> Data extract:
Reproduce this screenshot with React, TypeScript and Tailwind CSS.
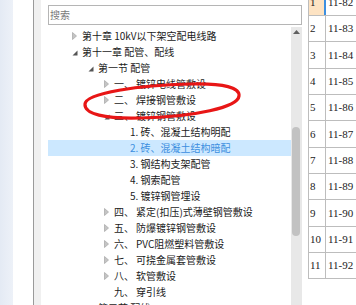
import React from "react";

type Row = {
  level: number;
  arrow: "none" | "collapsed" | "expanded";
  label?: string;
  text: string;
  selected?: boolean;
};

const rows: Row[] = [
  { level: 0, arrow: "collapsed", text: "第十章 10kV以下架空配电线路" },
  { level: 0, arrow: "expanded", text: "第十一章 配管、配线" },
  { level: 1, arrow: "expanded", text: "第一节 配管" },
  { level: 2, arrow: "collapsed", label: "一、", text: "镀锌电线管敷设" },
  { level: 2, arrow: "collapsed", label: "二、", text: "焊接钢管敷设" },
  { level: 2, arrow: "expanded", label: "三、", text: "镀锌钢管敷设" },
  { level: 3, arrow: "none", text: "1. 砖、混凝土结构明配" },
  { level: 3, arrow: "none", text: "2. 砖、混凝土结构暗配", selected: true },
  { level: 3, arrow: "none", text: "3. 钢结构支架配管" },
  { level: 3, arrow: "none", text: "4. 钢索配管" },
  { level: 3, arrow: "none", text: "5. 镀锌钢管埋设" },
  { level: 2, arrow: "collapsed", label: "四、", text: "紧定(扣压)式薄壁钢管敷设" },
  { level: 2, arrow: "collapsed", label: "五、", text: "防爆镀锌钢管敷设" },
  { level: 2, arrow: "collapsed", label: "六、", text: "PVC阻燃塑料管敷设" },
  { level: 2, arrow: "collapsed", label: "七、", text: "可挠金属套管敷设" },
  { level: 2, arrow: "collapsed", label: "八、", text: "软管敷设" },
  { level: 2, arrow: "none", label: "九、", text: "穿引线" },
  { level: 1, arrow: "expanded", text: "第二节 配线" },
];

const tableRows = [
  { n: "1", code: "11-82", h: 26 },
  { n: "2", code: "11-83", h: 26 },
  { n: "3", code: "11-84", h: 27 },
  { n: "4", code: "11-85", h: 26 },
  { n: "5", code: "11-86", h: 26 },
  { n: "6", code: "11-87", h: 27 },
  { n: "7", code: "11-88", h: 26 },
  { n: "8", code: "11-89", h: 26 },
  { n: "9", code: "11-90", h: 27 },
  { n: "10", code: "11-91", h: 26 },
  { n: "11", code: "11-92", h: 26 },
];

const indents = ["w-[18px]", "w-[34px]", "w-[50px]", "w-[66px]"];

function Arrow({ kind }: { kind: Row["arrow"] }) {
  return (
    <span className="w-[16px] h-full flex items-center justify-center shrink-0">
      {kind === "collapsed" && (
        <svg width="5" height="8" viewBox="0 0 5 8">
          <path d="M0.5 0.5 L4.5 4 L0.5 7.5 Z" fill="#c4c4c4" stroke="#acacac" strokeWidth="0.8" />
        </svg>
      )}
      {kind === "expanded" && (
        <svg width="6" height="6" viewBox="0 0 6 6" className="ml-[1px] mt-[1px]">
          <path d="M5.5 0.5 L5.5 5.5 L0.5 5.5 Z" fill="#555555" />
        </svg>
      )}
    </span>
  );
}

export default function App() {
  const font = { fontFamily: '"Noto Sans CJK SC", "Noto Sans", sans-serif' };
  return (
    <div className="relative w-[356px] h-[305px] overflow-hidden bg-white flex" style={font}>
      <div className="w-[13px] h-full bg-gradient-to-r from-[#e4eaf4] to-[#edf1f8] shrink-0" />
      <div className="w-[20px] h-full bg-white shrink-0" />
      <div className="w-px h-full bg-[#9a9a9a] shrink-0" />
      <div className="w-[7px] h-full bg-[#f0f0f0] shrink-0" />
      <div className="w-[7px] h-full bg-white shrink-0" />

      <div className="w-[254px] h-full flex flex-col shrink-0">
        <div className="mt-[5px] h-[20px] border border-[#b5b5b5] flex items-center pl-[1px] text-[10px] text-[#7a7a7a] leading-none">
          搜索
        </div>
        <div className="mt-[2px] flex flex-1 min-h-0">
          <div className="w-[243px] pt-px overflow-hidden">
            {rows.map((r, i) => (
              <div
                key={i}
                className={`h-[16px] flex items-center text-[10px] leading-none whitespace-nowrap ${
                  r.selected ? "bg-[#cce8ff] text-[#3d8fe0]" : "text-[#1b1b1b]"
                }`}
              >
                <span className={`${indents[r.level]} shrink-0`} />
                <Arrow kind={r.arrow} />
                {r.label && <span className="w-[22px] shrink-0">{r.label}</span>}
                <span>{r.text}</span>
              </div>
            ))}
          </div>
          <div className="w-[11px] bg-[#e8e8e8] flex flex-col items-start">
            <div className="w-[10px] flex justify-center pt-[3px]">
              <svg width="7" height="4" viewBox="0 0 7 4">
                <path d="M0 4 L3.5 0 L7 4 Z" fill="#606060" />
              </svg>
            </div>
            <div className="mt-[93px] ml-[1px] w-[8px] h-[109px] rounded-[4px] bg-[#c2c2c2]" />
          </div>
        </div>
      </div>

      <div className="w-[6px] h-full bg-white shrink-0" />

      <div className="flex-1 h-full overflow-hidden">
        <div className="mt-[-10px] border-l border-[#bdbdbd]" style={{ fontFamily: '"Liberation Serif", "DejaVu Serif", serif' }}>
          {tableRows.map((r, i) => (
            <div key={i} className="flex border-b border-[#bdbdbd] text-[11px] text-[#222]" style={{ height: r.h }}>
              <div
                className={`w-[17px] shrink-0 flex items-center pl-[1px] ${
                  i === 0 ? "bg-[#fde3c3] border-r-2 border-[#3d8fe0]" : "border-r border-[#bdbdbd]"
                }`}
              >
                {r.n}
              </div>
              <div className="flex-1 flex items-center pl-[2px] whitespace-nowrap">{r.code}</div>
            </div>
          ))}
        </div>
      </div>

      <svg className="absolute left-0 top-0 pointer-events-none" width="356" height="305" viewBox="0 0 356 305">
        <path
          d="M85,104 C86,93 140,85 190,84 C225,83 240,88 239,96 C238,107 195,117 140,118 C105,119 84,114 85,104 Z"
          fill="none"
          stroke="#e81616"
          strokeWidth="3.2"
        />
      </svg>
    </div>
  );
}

> What you have to do: Copy out all of the data word for word. Do not carry over any picture.

> Result:
Reproduce this screenshot with React, TypeScript and Tailwind CSS.
import React from "react";

type Row = {
  level: number;
  arrow: "none" | "collapsed" | "expanded";
  label?: string;
  text: string;
  selected?: boolean;
};

const rows: Row[] = [
  { level: 0, arrow: "collapsed", text: "第十章 10kV以下架空配电线路" },
  { level: 0, arrow: "expanded", text: "第十一章 配管、配线" },
  { level: 1, arrow: "expanded", text: "第一节 配管" },
  { level: 2, arrow: "collapsed", label: "一、", text: "镀锌电线管敷设" },
  { level: 2, arrow: "collapsed", label: "二、", text: "焊接钢管敷设" },
  { level: 2, arrow: "expanded", label: "三、", text: "镀锌钢管敷设" },
  { level: 3, arrow: "none", text: "1. 砖、混凝土结构明配" },
  { level: 3, arrow: "none", text: "2. 砖、混凝土结构暗配", selected: true },
  { level: 3, arrow: "none", text: "3. 钢结构支架配管" },
  { level: 3, arrow: "none", text: "4. 钢索配管" },
  { level: 3, arrow: "none", text: "5. 镀锌钢管埋设" },
  { level: 2, arrow: "collapsed", label: "四、", text: "紧定(扣压)式薄壁钢管敷设" },
  { level: 2, arrow: "collapsed", label: "五、", text: "防爆镀锌钢管敷设" },
  { level: 2, arrow: "collapsed", label: "六、", text: "PVC阻燃塑料管敷设" },
  { level: 2, arrow: "collapsed", label: "七、", text: "可挠金属套管敷设" },
  { level: 2, arrow: "collapsed", label: "八、", text: "软管敷设" },
  { level: 2, arrow: "none", label: "九、", text: "穿引线" },
  { level: 1, arrow: "expanded", text: "第二节 配线" },
];

const tableRows = [
  { n: "1", code: "11-82", h: 26 },
  { n: "2", code: "11-83", h: 26 },
  { n: "3", code: "11-84", h: 27 },
  { n: "4", code: "11-85", h: 26 },
  { n: "5", code: "11-86", h: 26 },
  { n: "6", code: "11-87", h: 27 },
  { n: "7", code: "11-88", h: 26 },
  { n: "8", code: "11-89", h: 26 },
  { n: "9", code: "11-90", h: 27 },
  { n: "10", code: "11-91", h: 26 },
  { n: "11", code: "11-92", h: 26 },
];

const indents = ["w-[18px]", "w-[34px]", "w-[50px]", "w-[66px]"];

function Arrow({ kind }: { kind: Row["arrow"] }) {
  return (
    <span className="w-[16px] h-full flex items-center justify-center shrink-0">
      {kind === "collapsed" && (
        <svg width="5" height="8" viewBox="0 0 5 8">
          <path d="M0.5 0.5 L4.5 4 L0.5 7.5 Z" fill="#c4c4c4" stroke="#acacac" strokeWidth="0.8" />
        </svg>
      )}
      {kind === "expanded" && (
        <svg width="6" height="6" viewBox="0 0 6 6" className="ml-[1px] mt-[1px]">
          <path d="M5.5 0.5 L5.5 5.5 L0.5 5.5 Z" fill="#555555" />
        </svg>
      )}
    </span>
  );
}

export default function App() {
  const font = { fontFamily: '"Noto Sans CJK SC", "Noto Sans", sans-serif' };
  return (
    <div className="relative w-[356px] h-[305px] overflow-hidden bg-white flex" style={font}>
      <div className="w-[13px] h-full bg-gradient-to-r from-[#e4eaf4] to-[#edf1f8] shrink-0" />
      <div className="w-[20px] h-full bg-white shrink-0" />
      <div className="w-px h-full bg-[#9a9a9a] shrink-0" />
      <div className="w-[7px] h-full bg-[#f0f0f0] shrink-0" />
      <div className="w-[7px] h-full bg-white shrink-0" />

      <div className="w-[254px] h-full flex flex-col shrink-0">
        <div className="mt-[5px] h-[20px] border border-[#b5b5b5] flex items-center pl-[1px] text-[10px] text-[#7a7a7a] leading-none">
          搜索
        </div>
        <div className="mt-[2px] flex flex-1 min-h-0">
          <div className="w-[243px] pt-px overflow-hidden">
            {rows.map((r, i) => (
              <div
                key={i}
                className={`h-[16px] flex items-center text-[10px] leading-none whitespace-nowrap ${
                  r.selected ? "bg-[#cce8ff] text-[#3d8fe0]" : "text-[#1b1b1b]"
                }`}
              >
                <span className={`${indents[r.level]} shrink-0`} />
                <Arrow kind={r.arrow} />
                {r.label && <span className="w-[22px] shrink-0">{r.label}</span>}
                <span>{r.text}</span>
              </div>
            ))}
          </div>
          <div className="w-[11px] bg-[#e8e8e8] flex flex-col items-start">
            <div className="w-[10px] flex justify-center pt-[3px]">
              <svg width="7" height="4" viewBox="0 0 7 4">
                <path d="M0 4 L3.5 0 L7 4 Z" fill="#606060" />
              </svg>
            </div>
            <div className="mt-[93px] ml-[1px] w-[8px] h-[109px] rounded-[4px] bg-[#c2c2c2]" />
          </div>
        </div>
      </div>

      <div className="w-[6px] h-full bg-white shrink-0" />

      <div className="flex-1 h-full overflow-hidden">
        <div className="mt-[-10px] border-l border-[#bdbdbd]" style={{ fontFamily: '"Liberation Serif", "DejaVu Serif", serif' }}>
          {tableRows.map((r, i) => (
            <div key={i} className="flex border-b border-[#bdbdbd] text-[11px] text-[#222]" style={{ height: r.h }}>
              <div
                className={`w-[17px] shrink-0 flex items-center pl-[1px] ${
                  i === 0 ? "bg-[#fde3c3] border-r-2 border-[#3d8fe0]" : "border-r border-[#bdbdbd]"
                }`}
              >
                {r.n}
              </div>
              <div className="flex-1 flex items-center pl-[2px] whitespace-nowrap">{r.code}</div>
            </div>
          ))}
        </div>
      </div>

      <svg className="absolute left-0 top-0 pointer-events-none" width="356" height="305" viewBox="0 0 356 305">
        <path
          d="M85,104 C86,93 140,85 190,84 C225,83 240,88 239,96 C238,107 195,117 140,118 C105,119 84,114 85,104 Z"
          fill="none"
          stroke="#e81616"
          strokeWidth="3.2"
        />
      </svg>
    </div>
  );
}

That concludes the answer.